Fotos: Fernando SouzaRenan Fernandes
Na cidade que recebeu a maior quantidade de africanos escravizados durante a diáspora negra, o sangue de corpos pretos continua escorrendo diariamente. O jovem Herus Guimarães, morto em ação do Bope durante uma festa junina no Morro Santo Amaro, está entre as vítimas mais recentes da violência de Estado que atinge a população negra no Rio de Janeiro.
Olhar para o passado e revisitar a história da escravidão no Brasil é uma oportunidade de repensar um futuro diferente. Pensando no poder da educação e da cultura como mecanismo de transformação, a AdUFRJ promoveu no sábado (7), um passeio ao Museu Memorial dos Pretos Novos, na Gamboa.
“Esse roteiro não é sobre o passado”, destacou o historiador Gabriel Siqueira, guia do passeio. “A escravidão pode parecer parte do passado, mas corpos pretos continuam sendo vítimas de violências do Estado”, completou.
O roteiro começou no Sítio Arqueológico do Cais do Valongo, onde entre 1811 e 1843 historiadores estimam que até dois milhões de africanos escravizados desembarcaram. Do cais ao museu, Gabriel — que também é capoeirista — cantou e tocou ao berimbau canções que relembram o sofrimento e a resistência do povo negro.
“Navio negreiro, tumba flutuante, terra mãe distante, dor e desespero”, dizem os versos da canção de Mestre Toni Vargas entoada pelo guia.
Os pretos novos eram os africanos escravizados recém-chegados ao Brasil. Aqueles que não resistiam aos maus-tratos na longa travessia do Atlântico eram lançados ao mar ou jogados em uma vala comum, junto com o lixo depositado pela população. Até o fechamento em 1830, entre 20 e 30 mil pessoas foram enterradas no antigo Caminho da Gamboa, hoje Rua Pedro Ernesto, no que é considerado o maior cemitério de pessoas escravizadas das Américas.
A professora Nedir do Espirito Santo, vice-presidenta da AdUFRJ, reforçou a importância do roteiro para divulgar uma história ainda pouco conhecida. “Só aqui podemos ter noção de toda dor e sofrimento que essas pessoas passaram”.
O cemitério foi descoberto em 1996, quando moradores do local iniciaram obras de reformas na casa que hoje abriga o museu. Na fundação da casa foram encontrados milhares de fragmentos de ossos que as pesquisas arqueológicas apontaram pertencerem majoritariamente a crianças e adolescentes.

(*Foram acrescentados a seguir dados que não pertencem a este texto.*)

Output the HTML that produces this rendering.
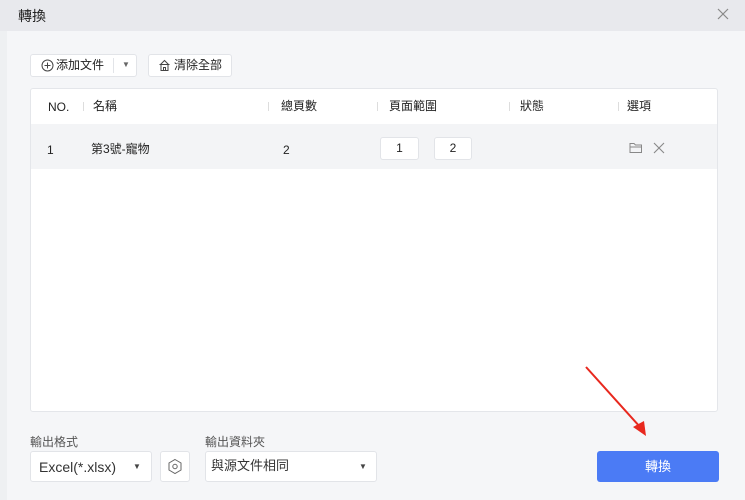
<html><head><style>
body{margin:0;width:745px;height:500px;background:#f5f6f8;font-family:"Liberation Sans","Noto Sans CJK TC",sans-serif;font-size:12px;line-height:14px;color:#222;position:relative;overflow:hidden}
.a{position:absolute;line-height:14px}
.btn{position:absolute;background:#fff;border:1px solid #e2e4e8;border-radius:3px;box-sizing:border-box}
</style></head><body>
<div class="a" style="left:0;top:0;width:745px;height:31px;background:#e8e9ed"></div>
<div class="a" style="left:0;top:31px;width:7px;height:469px;background:#eef0f2"></div>
<div class="a" style="left:18px;top:8px;font-size:14px;line-height:16px">轉換</div>
<svg class="a" style="left:717px;top:8px" width="12" height="12"><path d="M1 1L11 11M11 1L1 11" stroke="#888" stroke-width="1.2"/></svg>

<div class="btn" style="left:30px;top:54px;width:107px;height:23px"></div>
<div class="a" style="left:113px;top:58px;width:1px;height:15px;background:#e2e4e8"></div>
<svg class="a" style="left:41px;top:59px" width="13" height="13"><circle cx="6.5" cy="6.5" r="5.5" fill="none" stroke="#444"/><path d="M6.5 3.5v6M3.5 6.5h6" stroke="#444"/></svg>
<div class="a" style="left:56px;top:58px">添加文件</div>
<div class="a" style="left:122px;top:61px;font-size:8px;line-height:8px;color:#666">▼</div>
<div class="btn" style="left:148px;top:54px;width:84px;height:23px"></div>
<svg class="a" style="left:158px;top:59px" width="13" height="13"><path d="M1.5 5.5h10M3 5.5v6h7v-6M2.5 5.5L6.5 1.5L10.5 5.5M5.5 11.5v-3h2v3" fill="none" stroke="#444"/></svg>
<div class="a" style="left:174px;top:58px">清除全部</div>

<div class="a" style="left:30px;top:88px;width:688px;height:324px;background:#fff;border:1px solid #e4e6ea;border-radius:3px;box-sizing:border-box"></div>
<div class="a" style="left:31px;top:124px;width:686px;height:45px;background:#f3f4f6"></div>
<div class="a" style="left:48px;top:100px">NO.</div>
<div class="a" style="left:93px;top:99px">名稱</div>
<div class="a" style="left:281px;top:99px">總頁數</div>
<div class="a" style="left:389px;top:99px">頁面範圍</div>
<div class="a" style="left:520px;top:99px">狀態</div>
<div class="a" style="left:627px;top:99px">選項</div>
<div class="a" style="left:83px;top:102px;width:1px;height:9px;background:#ddd"></div>
<div class="a" style="left:268px;top:102px;width:1px;height:9px;background:#ddd"></div>
<div class="a" style="left:377px;top:102px;width:1px;height:9px;background:#ddd"></div>
<div class="a" style="left:509px;top:102px;width:1px;height:9px;background:#ddd"></div>
<div class="a" style="left:618px;top:102px;width:1px;height:9px;background:#ddd"></div>
<div class="a" style="left:47px;top:143px">1</div>
<div class="a" style="left:91px;top:142px">第3號-寵物</div>
<div class="a" style="left:283px;top:143px">2</div>
<div class="btn" style="left:380px;top:137px;width:39px;height:23px;text-align:center;line-height:21px">1</div>
<div class="btn" style="left:434px;top:137px;width:38px;height:23px;text-align:center;line-height:21px">2</div>
<svg class="a" style="left:629px;top:142px" width="14" height="12"><path d="M1 1.5h4l1.5 1.5h6v7.5h-11.5zM1 5h11.5" fill="none" stroke="#888"/></svg>
<svg class="a" style="left:653px;top:142px" width="12" height="12"><path d="M1 1L11 11M11 1L1 11" stroke="#888" stroke-width="1.1"/></svg>

<svg class="a" style="left:0;top:0" width="745" height="500"><path d="M586 367L641 428" stroke="#e8281e" stroke-width="2"/><path d="M646 436L633 427L644 421z" fill="#e8281e"/></svg>

<div class="a" style="left:30px;top:435px;color:#555">輸出格式</div>
<div class="btn" style="left:30px;top:451px;width:122px;height:31px"></div>
<div class="a" style="left:39px;top:459px;font-size:14px;line-height:16px;color:#333">Excel(*.xlsx)</div>
<div class="a" style="left:133px;top:463px;font-size:8px;line-height:8px;color:#444">▼</div>
<div class="btn" style="left:160px;top:451px;width:30px;height:31px"></div>
<svg class="a" style="left:167px;top:458px" width="16" height="17"><path d="M8 1.5L14 5v7L8 15.5L2 12V5z" fill="none" stroke="#666"/><circle cx="8" cy="8.5" r="2.2" fill="none" stroke="#666"/></svg>
<div class="a" style="left:205px;top:435px;color:#555">輸出資料夾</div>
<div class="btn" style="left:205px;top:451px;width:172px;height:31px"></div>
<div class="a" style="left:211px;top:458px;font-size:13px;line-height:16px;color:#333">與源文件相同</div>
<div class="a" style="left:359px;top:463px;font-size:8px;line-height:8px;color:#444">▼</div>
<div class="a" style="left:597px;top:451px;width:122px;height:31px;background:#4b7bf5;border-radius:3px;color:#fff;text-align:center;line-height:31px;font-size:13px">轉換</div>
</body></html>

A visita ao museu comoveu o professor Hugo Nóbrega, do Instituto de Computação. “Fiquei arrepiado do começo ao fim. É muito impactante ver esses pedaços de ossos de pessoas que foram brutalizadas”, comentou. O docente refletiu sobre a condição em que os restos mortais foram encontrados. “É simbólico que tenham sido descobertos sob a fundação de uma casa, diz muito sobre a fundação na nossa sociedade. Precisamos sempre olhar as coisas com essa lente para entender o presente”.
A professora Rozane Tardin, da Escola de Educação Física e Desportos, participou pela primeira vez de um passeio cultural promovido pela AdUFRJ e aprovou a experiência. “Achei um espetáculo. É uma história muito profunda da escravidão e dos movimentos de resistência do povo negro”, exclamou. A atividade foi a oportunidade que a docente precisava para conhecer o museu. “Sempre tive vontade de conhecer esse local. Com certeza, estarei presente nos próximos passeios”.
O impacto do passeio nos docentes fomentou o desejo por novos programas com essa temática. Nedir garantiu novas atividades para divulgação da história da escravidão e da herança africana no Rio de Janeiro. “Os professores pediram e nós faremos novamente um passeio pela região da Pequena África para dar continuidade a esse processo de aprendizagem”, afirmou, ao final da visitação.